● EXERCISE INSTRUCTIONS: Write out each line exactly as given. Leave the pictures out of your copy.

-- MATERIAL PROVIDED start --

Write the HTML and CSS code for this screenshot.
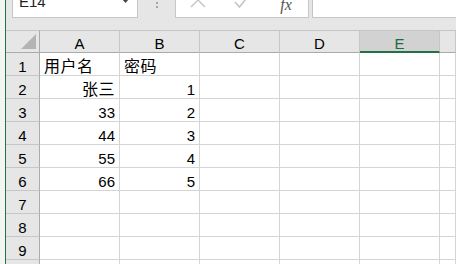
FILE: index.html
```html
<!DOCTYPE html>
<html lang="zh-CN">
<head>
    <meta charset="UTF-8">
    <meta name="viewport" content="width=device-width, initial-scale=1.0">
    <title>Sheet1</title>
    <link rel="stylesheet" href="styles.css">
</head>
<body>
    <div class="window">
        <div class="edge"></div>
        <div class="main">
            <div class="formula-bar">
                <div class="name-box">
                    <span class="cell-ref">E14</span>
                    <span class="drop-arrow"></span>
                </div>
                <div class="bar-dots"><i></i><i></i><i></i></div>
                <div class="bar-buttons">
                    <span class="bar-btn">
                        <svg width="16" height="16" viewBox="0 0 16 16"><path d="M1 0 L15 14 M15 0 L1 14" stroke="#c4c4c4" stroke-width="1.4" fill="none"/></svg>
                    </span>
                    <span class="bar-btn">
                        <svg width="16" height="16" viewBox="0 0 16 16"><path d="M1 9 L5.5 14 L15 2" stroke="#c4c4c4" stroke-width="1.6" fill="none"/></svg>
                    </span>
                    <span class="bar-btn fx">fx</span>
                </div>
                <div class="formula-input"></div>
            </div>

            <div class="sheet">
                <div class="row head">
                    <div class="cell corner"><span class="corner-mark"></span></div>
                    <div class="cell col-h">A</div>
                    <div class="cell col-h">B</div>
                    <div class="cell col-h">C</div>
                    <div class="cell col-h">D</div>
                    <div class="cell col-h active">E</div>
                    <div class="cell col-h"></div>
                </div>
                <div class="row">
                    <div class="cell row-h">1</div>
                    <div class="cell cjk">用户名</div>
                    <div class="cell cjk">密码</div>
                    <div class="cell"></div><div class="cell"></div><div class="cell"></div><div class="cell"></div>
                </div>
                <div class="row">
                    <div class="cell row-h">2</div>
                    <div class="cell cjk num">张三</div>
                    <div class="cell num">1</div>
                    <div class="cell"></div><div class="cell"></div><div class="cell"></div><div class="cell"></div>
                </div>
                <div class="row">
                    <div class="cell row-h">3</div>
                    <div class="cell num">33</div>
                    <div class="cell num">2</div>
                    <div class="cell"></div><div class="cell"></div><div class="cell"></div><div class="cell"></div>
                </div>
                <div class="row">
                    <div class="cell row-h">4</div>
                    <div class="cell num">44</div>
                    <div class="cell num">3</div>
                    <div class="cell"></div><div class="cell"></div><div class="cell"></div><div class="cell"></div>
                </div>
                <div class="row">
                    <div class="cell row-h">5</div>
                    <div class="cell num">55</div>
                    <div class="cell num">4</div>
                    <div class="cell"></div><div class="cell"></div><div class="cell"></div><div class="cell"></div>
                </div>
                <div class="row">
                    <div class="cell row-h">6</div>
                    <div class="cell num">66</div>
                    <div class="cell num">5</div>
                    <div class="cell"></div><div class="cell"></div><div class="cell"></div><div class="cell"></div>
                </div>
                <div class="row">
                    <div class="cell row-h">7</div>
                    <div class="cell"></div><div class="cell"></div><div class="cell"></div><div class="cell"></div><div class="cell"></div><div class="cell"></div>
                </div>
                <div class="row">
                    <div class="cell row-h">8</div>
                    <div class="cell"></div><div class="cell"></div><div class="cell"></div><div class="cell"></div><div class="cell"></div><div class="cell"></div>
                </div>
                <div class="row">
                    <div class="cell row-h">9</div>
                    <div class="cell"></div><div class="cell"></div><div class="cell"></div><div class="cell"></div><div class="cell"></div><div class="cell"></div>
                </div>
                <div class="row">
                    <div class="cell row-h"></div>
                    <div class="cell"></div><div class="cell"></div><div class="cell"></div><div class="cell"></div><div class="cell"></div><div class="cell"></div>
                </div>
            </div>
        </div>
    </div>
</body>
</html>
```

FILE: styles.css
```css
body {
    margin: 0;
    padding: 0;
    font-family: "Liberation Sans", "Noto Sans CJK SC", sans-serif;
    font-size: 15px;
    color: #000;
    background: #e6e6e6;
    overflow: hidden;
}

.window {
    display: flex;
    height: 264px;
    overflow: hidden;
}

.edge {
    width: 5px;
    flex-shrink: 0;
    background: #f4f4f4;
    border-right: 1px solid #217346;
}

.main {
    flex: 1;
    min-width: 0;
    overflow: hidden;
}

/* formula bar (top is cut off in the shot) */
.formula-bar {
    display: flex;
    height: 26px;
    margin: -8px 0 12px;
    padding-left: 6px;
}

.name-box {
    width: 126px;
    box-sizing: border-box;
    background: #fff;
    border: 1px solid #c6c6c6;
    display: flex;
    justify-content: space-between;
    align-items: flex-start;
    padding: 1px 8px 0 6px;
    line-height: 15px;
    color: #222;
}

.drop-arrow {
    width: 7px;
    height: 4px;
    margin-top: 5px;
    background: #444;
    clip-path: polygon(0 0, 100% 0, 50% 100%);
}

.bar-dots {
    width: 37px;
    display: flex;
    flex-direction: column;
    align-items: center;
    gap: 2px;
    padding-top: 6px;
}

.bar-dots i {
    width: 2px;
    height: 2px;
    border-radius: 1px;
    background: #8f8f8f;
}

.bar-buttons {
    display: flex;
    background: #fff;
    border: 1px solid #c6c6c6;
}

.bar-btn {
    width: 44px;
    display: flex;
    justify-content: center;
    align-items: flex-start;
}

.bar-btn.fx {
    font-family: "Liberation Serif", serif;
    font-style: italic;
    font-size: 16px;
    line-height: 15px;
    padding-top: 4px;
    color: #555;
}

.formula-input {
    flex: 1;
    margin-left: 3px;
    background: #fff;
    border: 1px solid #c6c6c6;
    border-right: none;
}

/* grid */
.sheet {
    display: flex;
    flex-direction: column;
}

.row {
    display: grid;
    grid-template-columns: 34px repeat(5, 80px) 1fr;
    height: 23px;
}

.cell {
    box-sizing: border-box;
    background: #fff;
    border-right: 1px solid #d4d4d4;
    border-bottom: 1px solid #d4d4d4;
    display: flex;
    align-items: flex-end;
    padding: 0 4px 1px;
    line-height: 15px;
    white-space: nowrap;
    overflow: hidden;
}

.cell.num {
    justify-content: flex-end;
}

.cell.cjk {
    font-size: 16px;
    letter-spacing: 0.5px;
}

.head .cell {
    background: #e6e6e6;
    border-top: 1px solid #c6c6c6;
    border-right-color: #c6c6c6;
    border-bottom-color: #ababab;
}

.col-h {
    justify-content: center;
}

.col-h.active {
    background: #d2d2d2;
    color: #1e6b41;
    border-bottom: 2px solid #217346;
    padding-bottom: 0;
}

.cell.row-h {
    background: #e6e6e6;
    justify-content: center;
    border-right-color: #ababab;
    border-bottom-color: #c6c6c6;
}

.head .corner {
    justify-content: flex-end;
    border-right-color: #ababab;
    padding: 0 3px 3px 0;
}

.corner-mark {
    width: 15px;
    height: 15px;
    background: #b4b4b4;
    clip-path: polygon(100% 0, 100% 100%, 0 100%);
}
```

-- MATERIAL PROVIDED end --

● EXERCISE OUTPUT:
Write the HTML and CSS code for this screenshot.
FILE: index.html
```html
<!DOCTYPE html>
<html lang="zh-CN">
<head>
    <meta charset="UTF-8">
    <meta name="viewport" content="width=device-width, initial-scale=1.0">
    <title>Sheet1</title>
    <link rel="stylesheet" href="styles.css">
</head>
<body>
    <div class="window">
        <div class="edge"></div>
        <div class="main">
            <div class="formula-bar">
                <div class="name-box">
                    <span class="cell-ref">E14</span>
                    <span class="drop-arrow"></span>
                </div>
                <div class="bar-dots"><i></i><i></i><i></i></div>
                <div class="bar-buttons">
                    <span class="bar-btn">
                        <svg width="16" height="16" viewBox="0 0 16 16"><path d="M1 0 L15 14 M15 0 L1 14" stroke="#c4c4c4" stroke-width="1.4" fill="none"/></svg>
                    </span>
                    <span class="bar-btn">
                        <svg width="16" height="16" viewBox="0 0 16 16"><path d="M1 9 L5.5 14 L15 2" stroke="#c4c4c4" stroke-width="1.6" fill="none"/></svg>
                    </span>
                    <span class="bar-btn fx">fx</span>
                </div>
                <div class="formula-input"></div>
            </div>

            <div class="sheet">
                <div class="row head">
                    <div class="cell corner"><span class="corner-mark"></span></div>
                    <div class="cell col-h">A</div>
                    <div class="cell col-h">B</div>
                    <div class="cell col-h">C</div>
                    <div class="cell col-h">D</div>
                    <div class="cell col-h active">E</div>
                    <div class="cell col-h"></div>
                </div>
                <div class="row">
                    <div class="cell row-h">1</div>
                    <div class="cell cjk">用户名</div>
                    <div class="cell cjk">密码</div>
                    <div class="cell"></div><div class="cell"></div><div class="cell"></div><div class="cell"></div>
                </div>
                <div class="row">
                    <div class="cell row-h">2</div>
                    <div class="cell cjk num">张三</div>
                    <div class="cell num">1</div>
                    <div class="cell"></div><div class="cell"></div><div class="cell"></div><div class="cell"></div>
                </div>
                <div class="row">
                    <div class="cell row-h">3</div>
                    <div class="cell num">33</div>
                    <div class="cell num">2</div>
                    <div class="cell"></div><div class="cell"></div><div class="cell"></div><div class="cell"></div>
                </div>
                <div class="row">
                    <div class="cell row-h">4</div>
                    <div class="cell num">44</div>
                    <div class="cell num">3</div>
                    <div class="cell"></div><div class="cell"></div><div class="cell"></div><div class="cell"></div>
                </div>
                <div class="row">
                    <div class="cell row-h">5</div>
                    <div class="cell num">55</div>
                    <div class="cell num">4</div>
                    <div class="cell"></div><div class="cell"></div><div class="cell"></div><div class="cell"></div>
                </div>
                <div class="row">
                    <div class="cell row-h">6</div>
                    <div class="cell num">66</div>
                    <div class="cell num">5</div>
                    <div class="cell"></div><div class="cell"></div><div class="cell"></div><div class="cell"></div>
                </div>
                <div class="row">
                    <div class="cell row-h">7</div>
                    <div class="cell"></div><div class="cell"></div><div class="cell"></div><div class="cell"></div><div class="cell"></div><div class="cell"></div>
                </div>
                <div class="row">
                    <div class="cell row-h">8</div>
                    <div class="cell"></div><div class="cell"></div><div class="cell"></div><div class="cell"></div><div class="cell"></div><div class="cell"></div>
                </div>
                <div class="row">
                    <div class="cell row-h">9</div>
                    <div class="cell"></div><div class="cell"></div><div class="cell"></div><div class="cell"></div><div class="cell"></div><div class="cell"></div>
                </div>
                <div class="row">
                    <div class="cell row-h"></div>
                    <div class="cell"></div><div class="cell"></div><div class="cell"></div><div class="cell"></div><div class="cell"></div><div class="cell"></div>
                </div>
            </div>
        </div>
    </div>
</body>
</html>
```

FILE: styles.css
```css
body {
    margin: 0;
    padding: 0;
    font-family: "Liberation Sans", "Noto Sans CJK SC", sans-serif;
    font-size: 15px;
    color: #000;
    background: #e6e6e6;
    overflow: hidden;
}

.window {
    display: flex;
    height: 264px;
    overflow: hidden;
}

.edge {
    width: 5px;
    flex-shrink: 0;
    background: #f4f4f4;
    border-right: 1px solid #217346;
}

.main {
    flex: 1;
    min-width: 0;
    overflow: hidden;
}

/* formula bar (top is cut off in the shot) */
.formula-bar {
    display: flex;
    height: 26px;
    margin: -8px 0 12px;
    padding-left: 6px;
}

.name-box {
    width: 126px;
    box-sizing: border-box;
    background: #fff;
    border: 1px solid #c6c6c6;
    display: flex;
    justify-content: space-between;
    align-items: flex-start;
    padding: 1px 8px 0 6px;
    line-height: 15px;
    color: #222;
}

.drop-arrow {
    width: 7px;
    height: 4px;
    margin-top: 5px;
    background: #444;
    clip-path: polygon(0 0, 100% 0, 50% 100%);
}

.bar-dots {
    width: 37px;
    display: flex;
    flex-direction: column;
    align-items: center;
    gap: 2px;
    padding-top: 6px;
}

.bar-dots i {
    width: 2px;
    height: 2px;
    border-radius: 1px;
    background: #8f8f8f;
}

.bar-buttons {
    display: flex;
    background: #fff;
    border: 1px solid #c6c6c6;
}

.bar-btn {
    width: 44px;
    display: flex;
    justify-content: center;
    align-items: flex-start;
}

.bar-btn.fx {
    font-family: "Liberation Serif", serif;
    font-style: italic;
    font-size: 16px;
    line-height: 15px;
    padding-top: 4px;
    color: #555;
}

.formula-input {
    flex: 1;
    margin-left: 3px;
    background: #fff;
    border: 1px solid #c6c6c6;
    border-right: none;
}

/* grid */
.sheet {
    display: flex;
    flex-direction: column;
}

.row {
    display: grid;
    grid-template-columns: 34px repeat(5, 80px) 1fr;
    height: 23px;
}

.cell {
    box-sizing: border-box;
    background: #fff;
    border-right: 1px solid #d4d4d4;
    border-bottom: 1px solid #d4d4d4;
    display: flex;
    align-items: flex-end;
    padding: 0 4px 1px;
    line-height: 15px;
    white-space: nowrap;
    overflow: hidden;
}

.cell.num {
    justify-content: flex-end;
}

.cell.cjk {
    font-size: 16px;
    letter-spacing: 0.5px;
}

.head .cell {
    background: #e6e6e6;
    border-top: 1px solid #c6c6c6;
    border-right-color: #c6c6c6;
    border-bottom-color: #ababab;
}

.col-h {
    justify-content: center;
}

.col-h.active {
    background: #d2d2d2;
    color: #1e6b41;
    border-bottom: 2px solid #217346;
    padding-bottom: 0;
}

.cell.row-h {
    background: #e6e6e6;
    justify-content: center;
    border-right-color: #ababab;
    border-bottom-color: #c6c6c6;
}

.head .corner {
    justify-content: flex-end;
    border-right-color: #ababab;
    padding: 0 3px 3px 0;
}

.corner-mark {
    width: 15px;
    height: 15px;
    background: #b4b4b4;
    clip-path: polygon(100% 0, 100% 100%, 0 100%);
}
```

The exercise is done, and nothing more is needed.